Within the prototype, the following components were developed, which in turn consist of over 40 sub-components: 

  • Document analysis 
  • Machine learning/AI 
  • Integration of domain knowledge 
  • Optimization of the workflow

At the end of the training phase, mass comparisons were conducted between the accounting records made by the Aurebu AI and those made manually by humans. On average, the Aurebu AI achieved a matching rate of >85 %. The tests have also shown that the AI system can speed up the processing of accounting by a factor of 10. The only limitation is the use of scalable hardware components. Additionally the use of training data in the form of current invoices should automatically increase the matching rate further.


Cartox² develops and defines digital business processes concerning basic services of autonomous driving, and converts its findings into digital business models. Their services are directed at enterprises and public authorities that are going to provide services for autonomous driving in the future (automobile manufacturers and component suppliers, telecommunications companies, as well as digital mobility service providers). The basis for these processes is formed by digital map material and additional information for automated driving. Crucially interesting information for the target group comprises information on car-2-car connectivity, grid coverage for car-2-infrastructure communication, as well as an analysis of the data routing to and between the edge clouds, the access points and the cloud environment.

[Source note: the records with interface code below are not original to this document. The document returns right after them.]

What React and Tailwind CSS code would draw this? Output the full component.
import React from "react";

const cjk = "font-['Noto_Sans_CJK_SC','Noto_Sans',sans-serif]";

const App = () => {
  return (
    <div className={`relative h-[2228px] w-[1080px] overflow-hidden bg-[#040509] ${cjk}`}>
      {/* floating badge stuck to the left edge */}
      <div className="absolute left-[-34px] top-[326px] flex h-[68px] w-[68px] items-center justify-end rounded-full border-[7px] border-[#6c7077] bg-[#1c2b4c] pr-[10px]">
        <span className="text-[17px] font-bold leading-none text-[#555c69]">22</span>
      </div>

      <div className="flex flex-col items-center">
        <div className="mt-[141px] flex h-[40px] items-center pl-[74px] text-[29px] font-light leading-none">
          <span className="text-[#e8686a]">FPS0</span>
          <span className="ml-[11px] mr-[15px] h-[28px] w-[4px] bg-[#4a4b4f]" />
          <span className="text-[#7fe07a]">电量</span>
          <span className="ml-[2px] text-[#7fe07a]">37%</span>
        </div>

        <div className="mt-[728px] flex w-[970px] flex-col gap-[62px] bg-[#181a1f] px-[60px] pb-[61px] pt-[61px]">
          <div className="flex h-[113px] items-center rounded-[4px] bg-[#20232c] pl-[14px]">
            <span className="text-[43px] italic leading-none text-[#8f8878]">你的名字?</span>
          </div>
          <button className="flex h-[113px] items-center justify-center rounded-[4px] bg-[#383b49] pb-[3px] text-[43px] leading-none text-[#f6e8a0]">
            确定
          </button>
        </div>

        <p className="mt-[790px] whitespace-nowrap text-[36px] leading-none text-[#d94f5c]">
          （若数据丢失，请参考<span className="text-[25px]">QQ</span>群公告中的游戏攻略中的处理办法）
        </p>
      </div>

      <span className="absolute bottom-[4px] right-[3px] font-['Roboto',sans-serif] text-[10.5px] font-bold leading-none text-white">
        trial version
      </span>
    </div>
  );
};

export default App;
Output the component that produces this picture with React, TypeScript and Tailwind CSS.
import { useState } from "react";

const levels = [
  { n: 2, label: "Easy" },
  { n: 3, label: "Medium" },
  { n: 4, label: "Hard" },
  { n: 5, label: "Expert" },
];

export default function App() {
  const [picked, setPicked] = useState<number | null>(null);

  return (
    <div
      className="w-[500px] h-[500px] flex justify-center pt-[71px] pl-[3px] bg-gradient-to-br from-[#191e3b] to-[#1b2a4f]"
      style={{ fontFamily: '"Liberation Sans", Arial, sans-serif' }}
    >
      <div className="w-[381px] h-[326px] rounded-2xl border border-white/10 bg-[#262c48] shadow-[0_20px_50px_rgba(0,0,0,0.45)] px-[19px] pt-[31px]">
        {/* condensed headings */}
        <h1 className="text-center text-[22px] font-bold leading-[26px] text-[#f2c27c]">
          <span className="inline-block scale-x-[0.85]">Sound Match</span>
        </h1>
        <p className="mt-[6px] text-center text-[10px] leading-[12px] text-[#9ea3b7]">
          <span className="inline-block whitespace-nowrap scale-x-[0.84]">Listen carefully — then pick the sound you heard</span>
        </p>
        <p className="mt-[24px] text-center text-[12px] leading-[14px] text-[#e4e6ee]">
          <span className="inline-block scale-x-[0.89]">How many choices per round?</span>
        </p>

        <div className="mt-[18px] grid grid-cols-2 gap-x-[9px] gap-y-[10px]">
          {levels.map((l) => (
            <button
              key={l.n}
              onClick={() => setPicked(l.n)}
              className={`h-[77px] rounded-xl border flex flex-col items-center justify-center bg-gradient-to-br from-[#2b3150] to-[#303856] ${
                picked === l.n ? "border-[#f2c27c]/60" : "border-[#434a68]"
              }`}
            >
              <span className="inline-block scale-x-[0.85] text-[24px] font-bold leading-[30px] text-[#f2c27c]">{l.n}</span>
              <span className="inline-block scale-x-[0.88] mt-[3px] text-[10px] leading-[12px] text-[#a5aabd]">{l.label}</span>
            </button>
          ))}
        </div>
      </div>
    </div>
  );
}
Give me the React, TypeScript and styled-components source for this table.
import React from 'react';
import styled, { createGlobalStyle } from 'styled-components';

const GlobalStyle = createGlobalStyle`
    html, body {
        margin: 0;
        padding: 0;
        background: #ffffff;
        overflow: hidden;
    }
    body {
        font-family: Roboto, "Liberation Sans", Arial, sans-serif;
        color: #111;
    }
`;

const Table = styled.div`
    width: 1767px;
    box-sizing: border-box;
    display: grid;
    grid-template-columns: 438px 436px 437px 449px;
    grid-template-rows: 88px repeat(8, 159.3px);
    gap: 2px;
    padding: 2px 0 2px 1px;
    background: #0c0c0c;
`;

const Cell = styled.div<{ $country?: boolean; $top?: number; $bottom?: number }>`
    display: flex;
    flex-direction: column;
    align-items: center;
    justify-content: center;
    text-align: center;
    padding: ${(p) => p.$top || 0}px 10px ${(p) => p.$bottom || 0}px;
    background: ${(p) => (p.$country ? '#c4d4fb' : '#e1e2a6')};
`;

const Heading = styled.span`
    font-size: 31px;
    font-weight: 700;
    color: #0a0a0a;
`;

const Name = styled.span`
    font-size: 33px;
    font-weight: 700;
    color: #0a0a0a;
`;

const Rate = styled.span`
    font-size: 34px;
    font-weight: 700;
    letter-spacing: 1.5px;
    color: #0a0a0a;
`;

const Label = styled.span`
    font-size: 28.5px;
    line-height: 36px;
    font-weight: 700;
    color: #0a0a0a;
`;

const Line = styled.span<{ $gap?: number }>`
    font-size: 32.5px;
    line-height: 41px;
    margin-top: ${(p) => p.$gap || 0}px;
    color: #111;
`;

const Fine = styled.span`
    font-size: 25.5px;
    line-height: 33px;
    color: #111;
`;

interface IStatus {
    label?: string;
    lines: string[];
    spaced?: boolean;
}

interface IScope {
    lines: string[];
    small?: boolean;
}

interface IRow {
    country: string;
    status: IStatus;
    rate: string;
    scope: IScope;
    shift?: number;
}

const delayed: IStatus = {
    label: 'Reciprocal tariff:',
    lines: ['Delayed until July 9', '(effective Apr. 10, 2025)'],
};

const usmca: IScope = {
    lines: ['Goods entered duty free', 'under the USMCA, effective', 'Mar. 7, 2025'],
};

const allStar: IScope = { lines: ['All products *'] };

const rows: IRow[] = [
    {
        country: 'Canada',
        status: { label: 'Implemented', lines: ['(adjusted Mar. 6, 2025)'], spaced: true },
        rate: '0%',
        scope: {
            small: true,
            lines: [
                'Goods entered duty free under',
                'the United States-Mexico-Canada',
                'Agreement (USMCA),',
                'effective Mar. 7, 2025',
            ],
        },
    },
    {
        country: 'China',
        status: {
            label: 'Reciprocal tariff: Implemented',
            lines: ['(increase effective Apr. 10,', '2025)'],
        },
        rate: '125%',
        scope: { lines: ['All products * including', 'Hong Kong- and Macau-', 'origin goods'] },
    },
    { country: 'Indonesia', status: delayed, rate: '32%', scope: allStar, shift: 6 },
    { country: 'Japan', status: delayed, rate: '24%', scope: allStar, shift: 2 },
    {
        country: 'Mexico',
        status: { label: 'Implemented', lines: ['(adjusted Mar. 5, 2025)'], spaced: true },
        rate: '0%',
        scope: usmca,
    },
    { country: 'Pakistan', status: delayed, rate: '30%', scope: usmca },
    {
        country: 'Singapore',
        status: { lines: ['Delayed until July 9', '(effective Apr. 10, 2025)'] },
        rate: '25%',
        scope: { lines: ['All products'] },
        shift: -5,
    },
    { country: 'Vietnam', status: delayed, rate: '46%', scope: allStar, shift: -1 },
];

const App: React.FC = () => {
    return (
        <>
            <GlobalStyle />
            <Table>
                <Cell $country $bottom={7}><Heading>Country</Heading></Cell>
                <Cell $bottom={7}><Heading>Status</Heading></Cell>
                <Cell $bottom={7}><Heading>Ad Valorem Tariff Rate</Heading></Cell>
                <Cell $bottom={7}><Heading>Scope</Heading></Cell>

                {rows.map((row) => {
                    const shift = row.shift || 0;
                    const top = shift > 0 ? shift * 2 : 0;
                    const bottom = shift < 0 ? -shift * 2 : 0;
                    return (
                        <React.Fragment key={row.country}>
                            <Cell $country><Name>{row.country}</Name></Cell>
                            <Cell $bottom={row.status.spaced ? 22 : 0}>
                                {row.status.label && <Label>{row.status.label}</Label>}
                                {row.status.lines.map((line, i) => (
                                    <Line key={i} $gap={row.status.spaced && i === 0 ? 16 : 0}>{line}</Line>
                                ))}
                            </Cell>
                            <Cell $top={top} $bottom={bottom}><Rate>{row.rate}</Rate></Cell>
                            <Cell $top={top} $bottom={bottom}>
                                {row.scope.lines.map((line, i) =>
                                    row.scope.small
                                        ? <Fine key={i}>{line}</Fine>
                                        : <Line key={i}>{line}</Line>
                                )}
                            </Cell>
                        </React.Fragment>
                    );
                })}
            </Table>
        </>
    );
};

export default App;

Based on this, Cartox² offers analysis results for low-latency data processing in real-time, such as risk assessments for traffic participants. In the process, data from various sources, such as the broadband atlas or 3D city models, and a large number of proprietary, hybrid communication and localization data are integrated. These are compiled on a Big Data platform, enhanced and transmitted to three initial Cartox² services. This way, detailed data acquisition can be avoided and the digital services can be obtained "as-a-service".


Intelligent Traveller Early Situation Awareness

Within the iTESA project, an automatic, real-time alert system for travel risks is created with the help of machine learning methods. This system alerts travelers in real-time, thus making it possible to change arrangements even immediately prior to departure. The primary trigger for iTESA’s acquisition of the corresponding information is social media. Public sources then serve to validate the information. The resulting data stream is analyzed in terms of travel risks (riots, natural disasters, epidemics) with the help of semantic dictionaries and statistical methods. The basis for this is the expertise of Europe’s  leading travel data platform and the historical crisis management log of world's leading tour operator company. iTESA enables travel agents to offer a valuable additional service that is of especially high interest to enterprises, as they carry the legal duty to care for the welfare of their employees. Thanks to their interoperability and generic approach, the techniques and methods developed within iTESA can also be transferred to other sectors, such as logistics.

Project Website


Internet Social Analyser in Natural Disasters

Within the scope of iSAND, an automatic information system for real-time risks in disaster situations was devloped. The results were implemented in a digital workflow management system with the aim of developing measures for the adaptation to disaster situations and at increasing the adaptability of interactive social systems. Its main focus is the processing of information shared in social networks and the laying of foundations for steering large groups of people towards orderly and sensible help measures. To achieve this, the data in critical areas is processed with the help of machine learning methods using data from social media. The results are transmitted and made available as prototypes in a live system.